:: TASK DESCRIPTION ::
Search the material for the string "with", then return every line where it is found.

:: RECORDS FOR THIS TASK ::
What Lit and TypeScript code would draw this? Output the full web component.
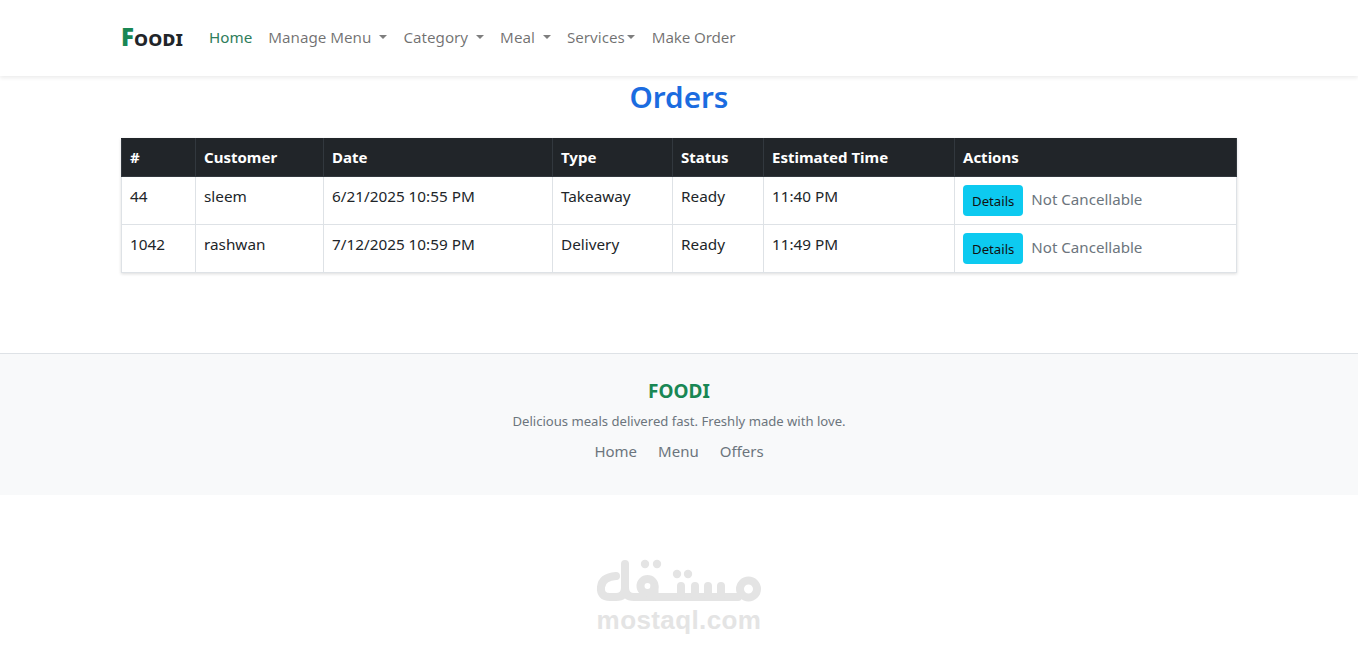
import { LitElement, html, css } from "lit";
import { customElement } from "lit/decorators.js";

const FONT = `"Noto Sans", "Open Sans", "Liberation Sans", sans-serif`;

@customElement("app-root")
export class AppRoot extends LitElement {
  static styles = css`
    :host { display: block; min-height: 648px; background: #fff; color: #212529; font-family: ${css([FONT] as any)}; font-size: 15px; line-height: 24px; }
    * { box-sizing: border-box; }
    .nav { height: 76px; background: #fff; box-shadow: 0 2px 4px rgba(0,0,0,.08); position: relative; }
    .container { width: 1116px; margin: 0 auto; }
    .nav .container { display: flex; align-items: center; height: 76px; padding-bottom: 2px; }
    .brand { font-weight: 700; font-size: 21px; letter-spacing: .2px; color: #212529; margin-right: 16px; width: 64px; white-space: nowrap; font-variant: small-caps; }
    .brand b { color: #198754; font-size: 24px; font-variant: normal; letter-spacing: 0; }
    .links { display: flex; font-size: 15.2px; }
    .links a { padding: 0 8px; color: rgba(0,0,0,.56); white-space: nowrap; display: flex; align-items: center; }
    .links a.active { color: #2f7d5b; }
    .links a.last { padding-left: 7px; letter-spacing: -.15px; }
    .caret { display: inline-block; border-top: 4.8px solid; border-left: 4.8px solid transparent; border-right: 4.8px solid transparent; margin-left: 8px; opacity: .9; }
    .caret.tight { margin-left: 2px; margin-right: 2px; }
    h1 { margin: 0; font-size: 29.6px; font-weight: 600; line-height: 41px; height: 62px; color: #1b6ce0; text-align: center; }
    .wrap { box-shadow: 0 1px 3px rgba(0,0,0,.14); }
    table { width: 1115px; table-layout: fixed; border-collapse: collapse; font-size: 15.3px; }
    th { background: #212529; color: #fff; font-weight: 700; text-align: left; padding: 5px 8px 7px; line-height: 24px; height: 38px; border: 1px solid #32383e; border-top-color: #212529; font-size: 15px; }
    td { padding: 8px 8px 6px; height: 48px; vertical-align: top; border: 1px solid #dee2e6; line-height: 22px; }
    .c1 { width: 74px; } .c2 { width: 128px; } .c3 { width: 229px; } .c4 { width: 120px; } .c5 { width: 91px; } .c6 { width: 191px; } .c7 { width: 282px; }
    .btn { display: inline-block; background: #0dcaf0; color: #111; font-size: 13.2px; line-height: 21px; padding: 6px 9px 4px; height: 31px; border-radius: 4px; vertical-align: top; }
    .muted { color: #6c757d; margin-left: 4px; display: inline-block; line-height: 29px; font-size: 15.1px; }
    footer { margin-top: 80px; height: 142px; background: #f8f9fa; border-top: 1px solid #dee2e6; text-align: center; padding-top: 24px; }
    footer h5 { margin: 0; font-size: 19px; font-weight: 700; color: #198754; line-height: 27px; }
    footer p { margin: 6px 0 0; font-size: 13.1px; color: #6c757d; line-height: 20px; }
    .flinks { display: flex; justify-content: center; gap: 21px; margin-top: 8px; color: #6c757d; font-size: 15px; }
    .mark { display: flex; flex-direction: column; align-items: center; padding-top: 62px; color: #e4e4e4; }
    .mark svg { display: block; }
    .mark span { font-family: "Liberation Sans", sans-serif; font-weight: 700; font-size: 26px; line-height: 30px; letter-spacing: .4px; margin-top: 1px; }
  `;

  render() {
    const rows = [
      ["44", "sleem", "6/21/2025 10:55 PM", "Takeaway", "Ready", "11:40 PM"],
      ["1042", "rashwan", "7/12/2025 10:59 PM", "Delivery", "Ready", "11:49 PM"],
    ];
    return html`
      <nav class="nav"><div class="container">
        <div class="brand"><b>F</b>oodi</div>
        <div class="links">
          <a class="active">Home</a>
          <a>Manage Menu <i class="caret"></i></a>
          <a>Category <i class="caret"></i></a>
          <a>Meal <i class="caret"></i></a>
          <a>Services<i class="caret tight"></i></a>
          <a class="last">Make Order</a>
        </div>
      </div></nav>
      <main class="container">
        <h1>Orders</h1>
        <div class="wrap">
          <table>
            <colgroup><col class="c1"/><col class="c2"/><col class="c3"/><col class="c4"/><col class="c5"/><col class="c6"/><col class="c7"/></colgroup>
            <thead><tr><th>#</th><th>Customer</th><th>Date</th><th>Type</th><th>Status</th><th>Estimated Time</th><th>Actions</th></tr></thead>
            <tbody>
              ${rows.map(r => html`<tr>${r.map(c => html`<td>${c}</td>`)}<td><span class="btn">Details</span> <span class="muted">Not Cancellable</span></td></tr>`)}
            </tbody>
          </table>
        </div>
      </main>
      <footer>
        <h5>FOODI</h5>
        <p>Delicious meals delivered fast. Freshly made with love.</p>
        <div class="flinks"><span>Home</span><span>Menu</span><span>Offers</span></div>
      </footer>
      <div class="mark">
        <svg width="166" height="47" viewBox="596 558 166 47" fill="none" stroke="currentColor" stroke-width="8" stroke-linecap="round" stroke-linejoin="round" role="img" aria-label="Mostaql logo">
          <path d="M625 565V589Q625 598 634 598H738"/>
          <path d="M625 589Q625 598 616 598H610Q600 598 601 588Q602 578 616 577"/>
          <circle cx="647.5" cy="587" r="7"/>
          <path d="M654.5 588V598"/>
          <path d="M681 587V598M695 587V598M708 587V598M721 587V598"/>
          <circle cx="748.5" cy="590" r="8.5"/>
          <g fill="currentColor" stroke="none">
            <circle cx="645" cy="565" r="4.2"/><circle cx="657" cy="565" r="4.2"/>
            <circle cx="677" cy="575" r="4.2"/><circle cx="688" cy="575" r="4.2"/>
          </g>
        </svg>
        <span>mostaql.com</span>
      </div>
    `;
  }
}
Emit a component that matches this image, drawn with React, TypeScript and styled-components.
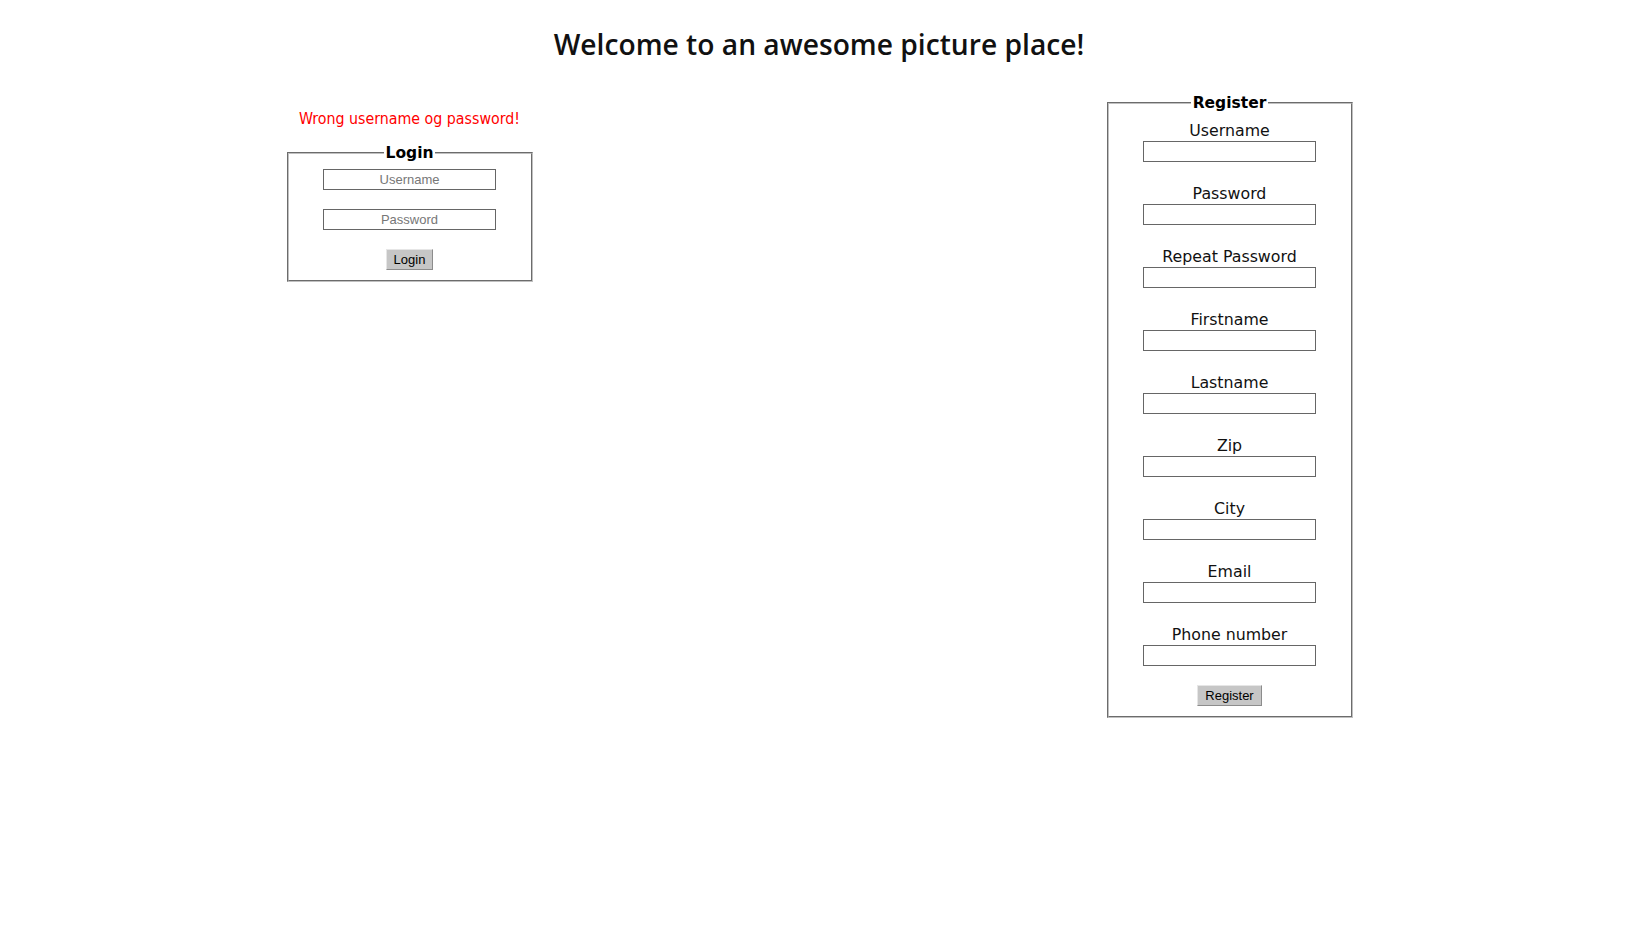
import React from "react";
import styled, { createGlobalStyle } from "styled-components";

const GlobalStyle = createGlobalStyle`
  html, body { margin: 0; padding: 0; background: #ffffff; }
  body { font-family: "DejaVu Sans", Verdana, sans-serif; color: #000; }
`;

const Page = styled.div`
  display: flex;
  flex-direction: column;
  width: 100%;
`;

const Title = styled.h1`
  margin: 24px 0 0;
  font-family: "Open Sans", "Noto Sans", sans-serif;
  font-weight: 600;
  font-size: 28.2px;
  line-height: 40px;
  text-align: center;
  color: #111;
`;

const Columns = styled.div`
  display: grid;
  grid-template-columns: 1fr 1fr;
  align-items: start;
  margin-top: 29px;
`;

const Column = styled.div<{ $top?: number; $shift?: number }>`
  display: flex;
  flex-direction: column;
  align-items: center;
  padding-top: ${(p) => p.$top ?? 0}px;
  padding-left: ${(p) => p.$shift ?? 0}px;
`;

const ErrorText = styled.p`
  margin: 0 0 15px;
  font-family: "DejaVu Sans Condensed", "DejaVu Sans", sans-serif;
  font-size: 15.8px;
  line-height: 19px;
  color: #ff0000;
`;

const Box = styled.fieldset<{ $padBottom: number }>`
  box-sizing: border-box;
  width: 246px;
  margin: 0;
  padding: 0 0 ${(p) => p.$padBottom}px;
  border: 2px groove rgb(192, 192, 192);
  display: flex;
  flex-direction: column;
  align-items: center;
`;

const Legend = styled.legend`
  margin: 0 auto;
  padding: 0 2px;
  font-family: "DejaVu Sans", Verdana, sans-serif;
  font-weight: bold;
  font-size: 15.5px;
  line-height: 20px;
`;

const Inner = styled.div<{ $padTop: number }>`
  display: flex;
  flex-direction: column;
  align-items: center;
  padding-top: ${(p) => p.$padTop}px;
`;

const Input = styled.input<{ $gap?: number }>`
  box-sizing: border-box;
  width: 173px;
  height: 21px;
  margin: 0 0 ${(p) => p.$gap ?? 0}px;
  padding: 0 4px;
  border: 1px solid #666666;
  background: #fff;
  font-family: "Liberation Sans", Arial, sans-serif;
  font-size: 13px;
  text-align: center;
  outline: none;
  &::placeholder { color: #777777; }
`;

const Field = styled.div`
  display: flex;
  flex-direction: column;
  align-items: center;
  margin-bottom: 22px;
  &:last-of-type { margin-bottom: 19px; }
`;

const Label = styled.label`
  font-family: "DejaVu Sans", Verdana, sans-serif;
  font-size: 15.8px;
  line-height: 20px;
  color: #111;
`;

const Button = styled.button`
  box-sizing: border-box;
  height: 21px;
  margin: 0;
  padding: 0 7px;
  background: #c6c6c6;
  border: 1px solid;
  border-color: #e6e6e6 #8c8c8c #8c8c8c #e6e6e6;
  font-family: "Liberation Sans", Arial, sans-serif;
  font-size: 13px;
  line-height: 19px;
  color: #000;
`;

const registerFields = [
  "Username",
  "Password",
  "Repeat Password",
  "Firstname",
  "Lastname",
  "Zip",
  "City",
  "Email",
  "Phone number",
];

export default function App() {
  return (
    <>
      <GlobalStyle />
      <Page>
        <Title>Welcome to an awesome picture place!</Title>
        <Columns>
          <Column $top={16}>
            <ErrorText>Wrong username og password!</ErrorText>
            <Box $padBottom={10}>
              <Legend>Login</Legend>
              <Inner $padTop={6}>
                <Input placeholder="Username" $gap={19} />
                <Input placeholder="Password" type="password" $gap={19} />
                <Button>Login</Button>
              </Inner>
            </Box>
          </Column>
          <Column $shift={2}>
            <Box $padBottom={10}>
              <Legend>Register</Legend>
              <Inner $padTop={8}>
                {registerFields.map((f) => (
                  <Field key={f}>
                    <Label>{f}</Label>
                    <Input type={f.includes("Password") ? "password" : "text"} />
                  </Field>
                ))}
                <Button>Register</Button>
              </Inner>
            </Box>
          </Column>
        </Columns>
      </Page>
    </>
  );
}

:: SOLUTION FOR THIS PROBLEM ::
        <p>Delicious meals delivered fast. Freshly made with love.</p>
Emit a component that matches this image, drawn with React, TypeScript and styled-components.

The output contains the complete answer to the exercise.